The usage of the lower 32 bits is pretty much the same as for a regular spinlock. If you can make your mark there – i.e. atomically find it to be zero and then write your own thread ID in there – you will be the exclusive owner.
However, the high 32 bits are more interesting. Of those, 31 bits represent a reader count, as with a latch or SOS_RWLock, and read acquisition is very similar between the two when there are no writers in the picture. No matter how many readers there are, once the lock is held in read mode (ReaderCount > 0) there is always room for one more, and the read request will be granted immediately through an atomic increment. As an edge case, that atomic increment could fail if another read acquisition got granted while we were setting up our state though. Here behaviour diverges from the SOS_RWLock: instead of aggressively retrying, the ReaderWriterSpinlock immediately enters the exponential backoff code path. This means that it is less optimistic, but a bit kinder on the rest of the system.
A visit from the Writers’ Guild
Given that writers and readers will block each other, but readers can pile up in large numbers, we have a bit of a conundrum. Even though the readers will individually relinquish their claim on the spinlock by decrementing ReaderCount, the number may stay nonzero pretty much forever. And in that case the poor waiting writer will never get a word in edgeways, and will just sit there burning CPU cycles and clogging up its scheduler.
This is where the IntentToWrite flag comes in. If an aspiring writer manages to grab this bit (i.e. the bit wasn’t set to begin with), two things happen:
- It assumes the position of being the next writer in waiting.
- No new read requests will be granted, so the writer will get its chance once all readers have released their existing claims on the lock.
In this capacity, IntentToWrite functions a bit like a database lock held in Update mode by a single grantee, with the option of upgrading to Exclusive, but it adds the behaviour of blocking future read-mode requests. This second is reminiscent of a writer in a latch’s wait list blocking read requests that came after it, without the cost of maintaining a wait list, which would have involved, hmmmm… a spinlock?
The granting of a write-mode acquisition on a contended spinlock then follows a two-step process, each having the standard exponential backoff behaviour:
- Granting of IntentToWrite, either immediately (if the lock is currently held in read mode) or after spinning (if a prior write request is already waiting or granted).
- Granting of exclusive ownership once all other grantees have left for greener pastures.
An uncontended lock does however qualify for an immediate one-step grant in write mode: if it’s zeroes all the way, both IntentToWrite and ExclusiveOwner are set at the same time.
Note that IntentToWrite is only cleared when a writer relinquishes the lock.

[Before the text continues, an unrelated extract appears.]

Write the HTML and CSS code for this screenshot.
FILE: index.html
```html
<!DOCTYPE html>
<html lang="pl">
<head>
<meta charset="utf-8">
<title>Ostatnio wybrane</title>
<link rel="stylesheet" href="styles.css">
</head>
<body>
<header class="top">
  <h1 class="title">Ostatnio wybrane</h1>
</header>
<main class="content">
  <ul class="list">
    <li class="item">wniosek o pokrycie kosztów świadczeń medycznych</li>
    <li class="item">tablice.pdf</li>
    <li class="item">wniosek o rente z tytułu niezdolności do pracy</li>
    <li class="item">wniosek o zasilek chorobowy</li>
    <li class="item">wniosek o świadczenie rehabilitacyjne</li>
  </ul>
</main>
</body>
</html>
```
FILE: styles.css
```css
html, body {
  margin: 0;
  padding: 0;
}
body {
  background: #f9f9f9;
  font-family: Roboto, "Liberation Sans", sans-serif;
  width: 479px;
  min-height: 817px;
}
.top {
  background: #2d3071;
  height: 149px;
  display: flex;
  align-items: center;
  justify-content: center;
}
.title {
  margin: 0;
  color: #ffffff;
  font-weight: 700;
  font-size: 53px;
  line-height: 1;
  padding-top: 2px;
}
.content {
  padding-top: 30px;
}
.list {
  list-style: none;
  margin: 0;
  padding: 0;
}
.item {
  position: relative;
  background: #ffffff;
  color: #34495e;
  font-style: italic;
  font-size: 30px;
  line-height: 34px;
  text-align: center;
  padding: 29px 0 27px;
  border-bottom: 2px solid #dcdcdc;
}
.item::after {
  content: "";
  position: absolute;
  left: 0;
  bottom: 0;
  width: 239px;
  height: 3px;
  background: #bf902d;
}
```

This means that writers can’t gang up on readers in a write convoy, much as readers can’t clog up the lock indefinitely.
Remember the days when there were clear lines of distinction between hatchbacks, sedans and SUVs? Yup, like the car industry, Lockland has moved on, and we are getting more interesting crossovers here.
However, while the internal mechanics start looking more alike, one clear distinction remains, and that is in the outward behaviour you get in a contended scenario. All synchronisation classes except spinlocks act super polite, calling into the SOS Scheduler, which means we get normal scheduler housekeeping (I/O list, timer list) and the chance of yielding to a sibling worker. In contrast, spinlocks of both flavours continue to hog the SOS Scheduler while waiting, and even though their SwitchToThread() behaviour yields the CPU to other waiting threads, these threads will not be workers on the same SOS Scheduler, and will most likely be preemptively scheduled background work.
Even here, things aren’t really that cut and dried. As we’ve seen, both SOS_RWLocks and latches are very aggressive when they want to acquire their internal spinlocks, and the optimism could theoretically backfire by burning CPU very selfishly.
One cute side effect of the move from 32 bits to 64 bits on the little-endian Intel architecture is that one can still read an exclusively acquired 64-bit spinlock of either variant as a 32-bit one. Because the higher 32 bits follow the lower 32 in memory, at the memory location where you might expect a 32-bit spinlock consisting solely of ExclusiveOwner, you’ll still find ExclusiveOwner.
This SQLOS ReaderWriterSpinlock implementation is very close to one described by Joe Duffy here. The only difference is that exclusive ownership in his lock is marked by a single bit whereas we get the luxury of a 32-bit thread ID, meaning that memory dumps come with smoking guns instead of just entry wounds.
Finally, where next? I am imagining that the first two use cases for this spinlock were identified as low-hanging fruit, but it feels reasonable to assume that someone is playing around with migrating other spinlock types. Which ones are chosen might tell us a lot about the kinds of workloads out there!